While the rice is cooking, thinly slice the carrot into half-moons. Roughly chop the tomato. Cut the chicken breast into 3cm chunks.

3

Heat a large frying pan over a medium-high heat. Add the flaked almonds and toast, tossing, until golden, 2-3 minutes. Transfer to a small bowl.

4

Return the frying pan to a high heat with a drizzle of olive oil. When the oil is hot, cook the chicken, tossing occasionally, until browned 3-4 minutes.

5

Reduce the frying pan to a medium-high heat, then add a drizzle of olive oil, the carrot, tomato, tomato paste (see ingredients), Sri Lankan spice blend and remaining garlic and cook until fragrant, 1 minute. Add the water (for the sauce), chicken-style stock powder and honey.

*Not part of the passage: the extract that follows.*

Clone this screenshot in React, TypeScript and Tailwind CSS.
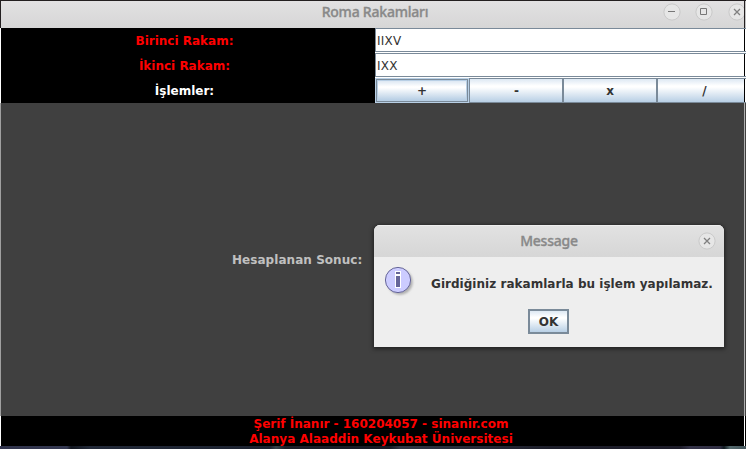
import type { ReactNode } from "react";

const swing = "font-['DejaVu_Sans',sans-serif] text-[12px] leading-[14px]";
const metal = "bg-[linear-gradient(180deg,#dde8f3_0%,#ffffff_30%,#ffffff_35%,#b8cfe5_100%)]";
const titleFont =
  "font-['Noto_Sans',sans-serif] text-[14px] font-medium leading-5 tracking-[-0.22px] text-[#898989] [-webkit-text-stroke:0.35px_#898989]";

function Caption({ className, children }: { className: string; children: ReactNode }) {
  return (
    <div className={`flex h-[25px] items-center justify-center pr-[7px] font-bold ${swing} ${className}`}>
      {children}
    </div>
  );
}

function Field({ value }: { value: string }) {
  return (
    <div className="h-[25px] bg-white">
      <div className="flex h-6 border-y border-[#7a8a99]">
        <div className={`flex flex-1 items-center border-l border-[#7a8a99] pl-px pt-px tracking-[0.2px] text-[#333333] ${swing}`}>
          {value}
        </div>
        <div className="w-px bg-black" />
        <div className="w-px bg-white" />
      </div>
    </div>
  );
}

function WindowButton({ kind }: { kind: "min" | "max" | "close" }) {
  return (
    <svg className="block h-[18px] w-[18px] shrink-0" viewBox="0 0 18 18" fill="none">
      <circle cx="9" cy="9" r="8.1" fill="#e6e6e6" stroke="#c9c9c9" strokeWidth="1" />
      {kind === "min" && <path d="M5 8.5h7" stroke="#777777" />}
      {kind === "max" && <path d="M5.5 5.5h6v6h-6z" stroke="#777777" />}
      {kind === "close" && <path d="M6 6l6 6M12 6l-6 6" stroke="#808080" strokeWidth="1.3" />}
    </svg>
  );
}

function OperationButton({ label, className }: { label: string; className: string }) {
  return (
    <div className={`flex h-[25px] items-center justify-center border border-[#7a8a99] font-bold text-[#333333] ${swing} ${metal} ${className}`}>
      {label}
    </div>
  );
}

function FocusedButton({ label }: { label: string }) {
  return (
    <div className="h-[25px] w-[94px] bg-[#b8cfe5] p-px">
      <div className="h-[23px] border border-[#7a8a99] bg-[#b8cfe5] p-px">
        <div className={`flex h-[19px] items-center justify-center font-bold text-[#333333] ${swing} ${metal}`}>{label}</div>
      </div>
    </div>
  );
}

function MessageDialog() {
  return (
    <div className="absolute left-[374px] top-[225px] h-[122px] w-[350px] overflow-hidden rounded-t-[6px] bg-[#eeeeee] shadow-[0_1px_4px_1px_rgba(0,0,0,0.5)]">
      <div className="flex h-8 items-center justify-between bg-[linear-gradient(180deg,#e2e2e2,#d6d6d6)] pl-[26px] pr-2 shadow-[inset_0_1px_0_#eeeeee]">
        <div className={`flex-1 text-center ${titleFont}`}>Message</div>
        <WindowButton kind="close" />
      </div>
      <div className="flex h-[43px] pl-[10px]">
        <svg className="mt-[9px] h-8 w-8 shrink-0" viewBox="0 0 32 32">
          <defs>
            <filter id="soft" x="-20%" y="-20%" width="150%" height="150%">
              <feGaussianBlur stdDeviation="1.3" />
            </filter>
          </defs>
          <circle cx="16" cy="16" r="12.7" fill="#b0b0b0" filter="url(#soft)" />
          <circle cx="14" cy="14" r="12.6" fill="#ccccff" stroke="#666699" />
          <path d="M11 5h6v17h-6z" fill="#ffffff" />
          <path d="M12 6h4v2h-4zM12 10h4v11h-4z" fill="#666699" />
        </svg>
        <div className={`ml-[15px] mt-5 whitespace-nowrap font-bold tracking-[0.03px] text-[#333333] ${swing}`}>
          Girdiğiniz rakamlarla bu işlem yapılamaz.
        </div>
      </div>
      <div className={`ml-[154px] mt-[9px] flex h-[25px] w-[41px] items-center justify-center border-2 border-[#7a8a99] font-bold text-[#333333] ${swing} ${metal}`}>
        OK
      </div>
    </div>
  );
}

export default function App() {
  return (
    <div className="relative flex h-[449px] w-[746px] flex-col overflow-hidden bg-[#404040]">
      <div className="h-px bg-[#231f20]" />
      <div className="flex h-[27px] border-l border-[#231f20]">
        <div className="flex w-[743px] items-center overflow-hidden bg-[linear-gradient(180deg,#e2e1e2,#d6d6d6)]">
          <div className={`w-[662px] shrink-0 pb-[5px] pl-[86px] text-center ${titleFont}`}>Roma Rakamları</div>
          <div className="flex gap-[14px] pb-[5px]">
            <WindowButton kind="min" />
            <WindowButton kind="max" />
            <div className="pl-px">
              <WindowButton kind="close" />
            </div>
          </div>
        </div>
        <div className="w-px bg-[#231f20]" />
        <div className="w-px bg-[#c4c4c4]" />
      </div>
      <div className="flex h-[75px] border-l border-white">
        <div className="w-[374px] bg-black">
          <Caption className="text-[#ff0000]">Birinci Rakam:</Caption>
          <Caption className="text-[#ff0000]">İkinci Rakam:</Caption>
          <Caption className="text-white">İşlemler:</Caption>
        </div>
        <div className="w-[371px]">
          <Field value="IIXV" />
          <Field value="IXX" />
          <div className="flex">
            <FocusedButton label="+" />
            <OperationButton label="-" className="w-[94px] pl-px" />
            <OperationButton label="x" className="w-[94px]" />
            <OperationButton label="/" className="w-[87px] border-r-0 pl-[7px]" />
            <div className="flex w-[2px] border-y border-[#7a8a99]">
              <div className="w-px bg-black" />
              <div className="w-px bg-white" />
            </div>
          </div>
        </div>
      </div>
      <div className="flex h-[313px] border-l border-[#a0a0a0]">
        <div className={`flex w-[743px] items-center pl-[231px] font-bold tracking-[0.05px] text-[#c0c0c0] ${swing}`}>
          Hesaplanan Sonuc:
        </div>
        <div className="w-px bg-[#b0b0b0]" />
        <div className="w-px bg-[#404040]" />
      </div>
      <div className="flex h-[30px] border-l border-white bg-black">
        <div className={`w-[743px] pl-[17px] pt-px text-center font-bold text-[#ff0000] ${swing}`}>
          <div className="h-[15px] leading-[15px]">Şerif İnanır - 160204057 - sinanir.com</div>
          <div className="h-[15px] leading-[15px] tracking-[0.03px]">Alanya Alaaddin Keykubat Üniversitesi</div>
        </div>
        <div className="w-px bg-white" />
      </div>
      <div className="h-[3px] bg-[linear-gradient(90deg,#30334b_0px,#343851_67px,#11151e_71px,#222938_90px,#1c2230_270px,#35424a_276px,#1c202a_285px,#171a24_390px,#303644_400px,#1d1e2a_550px,#1d1c29_680px,#343348_690px,#302e43_720px,#101a20_724px,#54696d_730px,#46575d_746px)]" />
      <MessageDialog />
    </div>
  );
}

Simmer until the sauce has thickened slightly and the chicken is cooked through, 3-4 minutes. Stir in the baby spinach leaves and remaining butter until the leaves are just wilted, 1 minute. Season to taste.

6

Pick and roughly chop the mint leaves. Divide the garlic rice between bowls. Top with the mild Sri Lankan chicken masala. Serve with the Greek-style yoghurt. Garnish with the mint and toasted almonds.